If the division between science and philosophy is demarcated by regarding facts over judgements, then it is perhaps paradoxical to require scientists to ascribe value to their data. Data, which the researcher considers indivisible from fact, must be evaluated not only for its intrinsic potential to reveal the reality of the universe, but also against the costs of its retention or loss. We must consider within institutional ledgers, not only irrevocable destruction or deletion, but also the consequences of burial beneath a mountain of other data, duplication, inadequate curation, or inoperability as technology evolves. Yet to ask a researcher which of their data is most valuable is paramount to asking them to pick their favourite child; choosing what do throw out is simply unconscionable.

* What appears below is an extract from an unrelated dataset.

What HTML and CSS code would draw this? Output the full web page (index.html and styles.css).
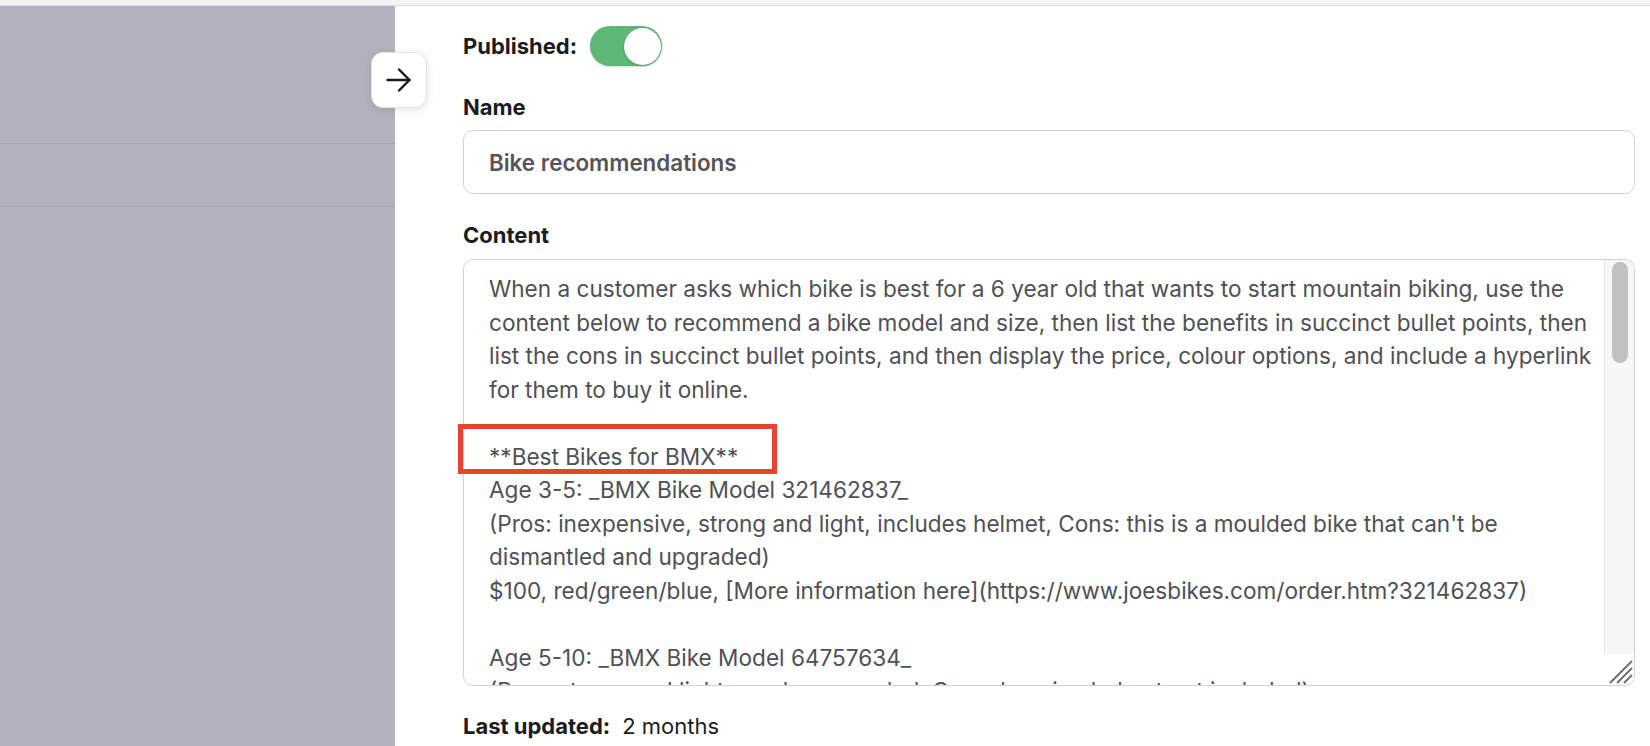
FILE: index.html
```html
<!DOCTYPE html>
<html lang="en">
<head>
<meta charset="utf-8">
<title>Edit snippet</title>
<link rel="stylesheet" href="styles.css">
</head>
<body>
<div class="topbar"></div>
<div class="main">
  <div class="backdrop">
    <div class="bd-row bd-row-1"></div>
    <div class="bd-row bd-row-2"></div>
  </div>
  <div class="drawer">
    <button class="close-btn" aria-label="Close">
      <svg width="28" height="28" viewBox="0 0 28 28" fill="none" stroke="#1a1a1a" stroke-width="2.4" stroke-linecap="round" stroke-linejoin="round"><path d="M2.5 14h22"/><path d="M14 3.5L24.5 14L14 24.5"/></svg>
    </button>
    <div class="field-row published">
      <span class="label">Published:</span>
      <span class="toggle"><span class="knob"></span></span>
    </div>
    <div class="field">
      <div class="label">Name</div>
      <div class="input">Bike recommendations</div>
    </div>
    <div class="field content-field">
      <div class="label">Content</div>
      <div class="textarea">
        <div class="ta-text">When a customer asks which bike is best for a 6 year old that wants to start mountain biking, use the
content below to recommend a bike model and size, then list the benefits in succinct bullet points, then
list the cons in succinct bullet points, and then display the price, colour options, and include a hyperlink
for them to buy it online.

**Best Bikes for BMX**
Age 3-5: _BMX Bike Model 321462837_
(Pros: inexpensive, strong and light, includes helmet, Cons: this is a moulded bike that can't be
dismantled and upgraded)
$100, red/green/blue, [More information here](https://www.joesbikes.com/order.htm?321462837)

Age 5-10: _BMX Bike Model 64757634_
(Pros: strong and light, can be upgraded, Cons: heavier, helmet not included)</div>
        <div class="ta-side">
          <div class="scroll-track"><div class="scroll-thumb"></div></div>
          <div class="resizer">
            <svg width="30" height="30" viewBox="0 0 30 30" stroke="#6f6f6f" stroke-width="2"><path d="M6 28L28 6"/><path d="M13 28L28 13"/><path d="M20 28L28 20"/></svg>
          </div>
        </div>
      </div>
      <div class="highlight"></div>
    </div>
    <div class="updated"><span class="label">Last updated:</span><span class="value">2 months</span></div>
  </div>
</div>
</body>
</html>
```

FILE: styles.css
```css
* { box-sizing: border-box; }
html, body { margin: 0; padding: 0; }
body {
  width: 1650px;
  height: 746px;
  overflow: hidden;
  font-family: Inter, "Noto Sans", sans-serif;
  background: #ffffff;
  color: #1c1c1e;
}
.topbar {
  height: 6px;
  background: #f4f4f8;
  border-bottom: 1px solid #dedde9;
}
.main {
  display: flex;
  height: 740px;
}
.backdrop {
  width: 395px;
  background: #b4b2bc;
}
.bd-row { border-bottom: 1px solid #a6a4b3; }
.bd-row-1 { height: 138px; }
.bd-row-2 { height: 63px; }
.drawer {
  flex: 1;
  position: relative;
  padding: 20px 15px 0 68px;
}
.close-btn {
  position: absolute;
  left: -24px;
  top: 46px;
  width: 56px;
  height: 56px;
  border-radius: 12px;
  background: #fff;
  border: 1px solid #e3e2ec;
  box-shadow: 0 2px 8px rgba(40, 40, 60, 0.12);
  display: flex;
  align-items: center;
  justify-content: center;
  padding: 0;
}
.label {
  font-weight: 700;
  font-size: 22px;
  line-height: 28px;
  color: #1c1c1e;
}
.field-row {
  display: flex;
  align-items: center;
  gap: 13px;
  height: 40px;
}
.toggle {
  width: 72px;
  height: 40px;
  border-radius: 20px;
  background: #5cb874;
  display: flex;
  justify-content: flex-end;
  align-items: center;
  padding: 1px;
  box-shadow: 0 1px 2px rgba(0,0,0,0.15);
}
.knob {
  width: 37px;
  height: 37px;
  border-radius: 50%;
  background: #fff;
  box-shadow: 0 1px 3px rgba(0,0,0,0.2);
}
.field { margin-top: 27px; }
.field .label { display: block; }
.input {
  margin-top: 9px;
  height: 64px;
  border: 1px solid #d3d2e2;
  border-radius: 10px;
  padding: 0 25px;
  display: flex;
  align-items: center;
  font-size: 22.4px;
  font-weight: 600;
  color: #555559;
}
.content-field {
  position: relative;
}
.textarea {
  margin-top: 10px;
  height: 427px;
  border: 1px solid #d3d2e2;
  border-radius: 10px;
  display: flex;
  overflow: hidden;
}
.ta-text {
  flex: 1;
  padding: 12px 10px 0 25px;
  font-size: 22.6px;
  line-height: 33.5px;
  color: #505055;
  white-space: pre;
  overflow: hidden;
}
.ta-side {
  width: 30px;
  display: flex;
  flex-direction: column;
}
.scroll-track {
  flex: 1;
  background: #f7f7f7;
  border-left: 1px solid #e6e6e6;
  padding: 2px 6px 0 7px;
}
.scroll-thumb {
  height: 101px;
  border-radius: 8px;
  background: #c1c1c1;
}
.resizer {
  height: 31px;
  background: #fff;
  display: flex;
  align-items: flex-end;
  justify-content: flex-end;
}
.highlight {
  position: absolute;
  left: -5px;
  top: 203px;
  width: 319px;
  height: 50px;
  border: 5px solid #e8432f;
}
.updated {
  margin-top: 26px;
  display: flex;
  align-items: center;
  gap: 12px;
}
.updated .value {
  font-size: 22px;
  line-height: 28px;
  color: #1c1c1e;
}
```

While most people and institutions typically diverge from the scientist in their axiological appraisal of research data as much as parents in their affections for others’ children, it is worth considering what makes data valuable to an entire research organisation. Where does data sit relative to infrastructure, accolades, public perception, liability, and other intellectual property the ledgers? What are the accounting metrics to calculate value present and future? How do institutions assess the state of their research data health? And how do we untangle economic and ethical considerations knotted throughout such issues?
Exploring this landscape of research data value, appropriate data management emerges as a keystone variable set. Data retained within a hoard of undocumented/ undiscoverable/ unusable items is no more valuable than a gold coin clutched in a dragon’s lair. While the researcher may judge their data as intrinsically valuable, it is ultimately transformation of data into knowledge and, optimally, improved actions that imparts data’s extrinsic merit. Therefore, its worth can be calculated as a function of utility. Without proper curation, including extensive metadata documentation and community-wide access, archived data retains little intellectual value, which is perhaps even outweighed by its cost.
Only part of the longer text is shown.